First, big names as Jean du Mont de Carels-kroon (compiler of a treaty collection of major importance, the Corps Universel Diplomatique du Droit des Gens) and Jean Barbeyrac (translator of Pufendorf and Grotius, professor of public law in Groningen) showed an impressive display of legal reasoning, using a broad array of sources of the Ancien Régime's pluralist and multi-layered normative order. If their writings are explored in detail, the debate comes across as much more nuanced than usually projected. The traditional Dutch argument stated that the High Seas were fundamentally common to mankind. No sovereign could claim a property right or a right of exclusion, since the High Seas are essential to commercial intercourse between all nations on earth. Hugo Grotius had proclaimed this principle in the early 17th century, drawn from the Digest, against Spanish, Portuguese or British claims to exclusive dominium on the High Seas. Yet, in order to counter an unwelcome commercial competitor, the lawyers of the Dutch East India Company argued a century later against the Ostend Company that every state could dispose of this right by treaty (mare liberum, pactis clausum). In other words, what had seemed peremptory for Grotius, as an essential right for any sovereign, had now become a mere faculty in the eyes of his countrymen. The latter opposition is traditionally taken as the essence of the discussion. From the Dutch side, it was argued that Philip IV had forever abandoned a right guaranteed in peremptory natural law, creating a permanent limitation on the Southern Netherlands, irrespective of the identity of their future sovereign. The Imperial side, on the other had, argued that such an exception was contrary to the essence of the right of navigation on the High Seas: even if it had not been exercised, the right was inalienable.

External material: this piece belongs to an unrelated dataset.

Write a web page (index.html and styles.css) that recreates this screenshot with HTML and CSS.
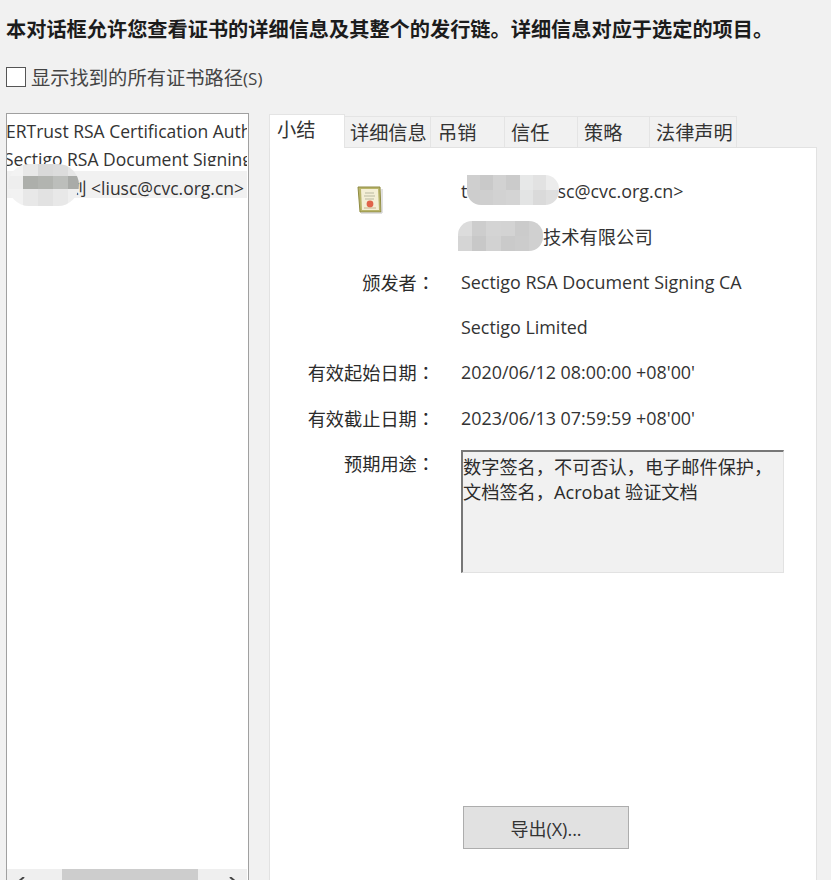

However, even if we accept that a state can renounce its right to navigate on the High Seas, the 1725 Treaty of Commerce between Philip V of Spain and Charles VI utterly destroyed the Dutch argument: if a state can auto-limit its access to the High Seas by a convention, the reverse should be true as well: mare liberum, pactis apertum. The Treaty of Munster (1648) was seen by the Dutch Republic as an auto-limitation imposed by Philip IV of Spain on the inhabitants of the Southern Netherlands, transmitted to his successor at the end of the War of the Spanish Succession. In 1725, Charles VI, as Philip IV's successor in Flanders, Brabant, Mechelen, Hainault... obtained exactly the opposite from Philip IV's successor as King of Castille: access to the Spanish colonies. Whoever has the competence to impose restrictions, can lift them again (ejus est solvere, cujus est ligare). In other words, the discussion on the modalities of the peremptory law of nature-norm 'Mare Liberum' had become irrelevant. Even if a 'renunciation' of the right to navigate on the High Seas were to be admitted, this renunciation had just been cancelled out by a new treaty ! Charles VI dropped the Ostend Company at the Parisian Peace Preliminaries of 31 May 1727 (confirmed in 1731), but had a strong case during his (albeit short-lived) alliance with the King of Spain.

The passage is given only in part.